From a few experiments, it appears that comparing __code__ can yield false positives. Accounting for __closure__ might make up the difference. But __closure__ isn't always available, e.g. on methods. In fact even __code__ isn't always available, e.g. for builtin functions like hash. We can either keep things simple and avoid this change entirely, or we can key on __code__ and __closure__ when both are available, and otherwise key on object identity.

I'm leaning towards avoiding the change for now because (i) I'm not entirely sure about its correctness, and (ii) it doesn't solve the entire problem presented in this issue originally. We can revisit this if the special case problem (same code, same closure, fresh function object) comes up. We could tackle the overall issue of an observed leak in a separate way altogether, for instance by amending our cache eviction policy.

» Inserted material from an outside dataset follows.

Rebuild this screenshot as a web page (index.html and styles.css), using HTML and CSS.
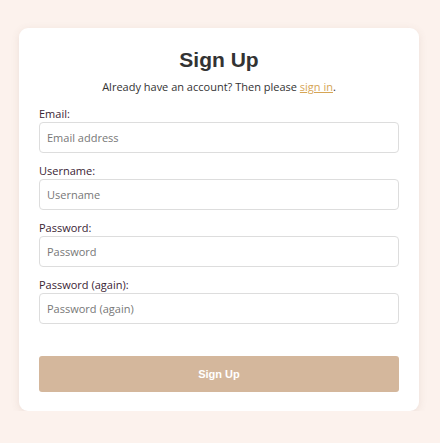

I'm still seeing the same problem if I modify my initial example as suggested:

import resource, gc
import numpy as np
import jax, jax.numpy as jp

def xbranch(xy): return xy[0]
def ybranch(xy): return xy[1]

d = 1
def do_thing():
  i = jp.array(np.random.rand() > 0.5, dtype="int32")
  x = jp.array(np.random.randn(d))
  y = jp.array(np.random.randn(d))
  jax.lax.switch(i, [xbranch, ybranch], [x, y])

stats = np.zeros(100)
for i in range(len(stats)):
  gc.collect()
  do_thing()
  gc.collect()
  stats[i] = resource.getrusage(resource.RUSAGE_SELF).ru_maxrss # (kilobytes)

import matplotlib.pyplot as plt
plt.plot(stats)
plt.gca().ticklabel_format(style="plain", useOffset=False)

The rate of growth doesn't seem to depend on the size d of the data, so it's something else that's being leaked. It's always ~40MB over the 100 iterations.

Thanks! That helped me isolate a related downstream cache miss. #5294 should fix it.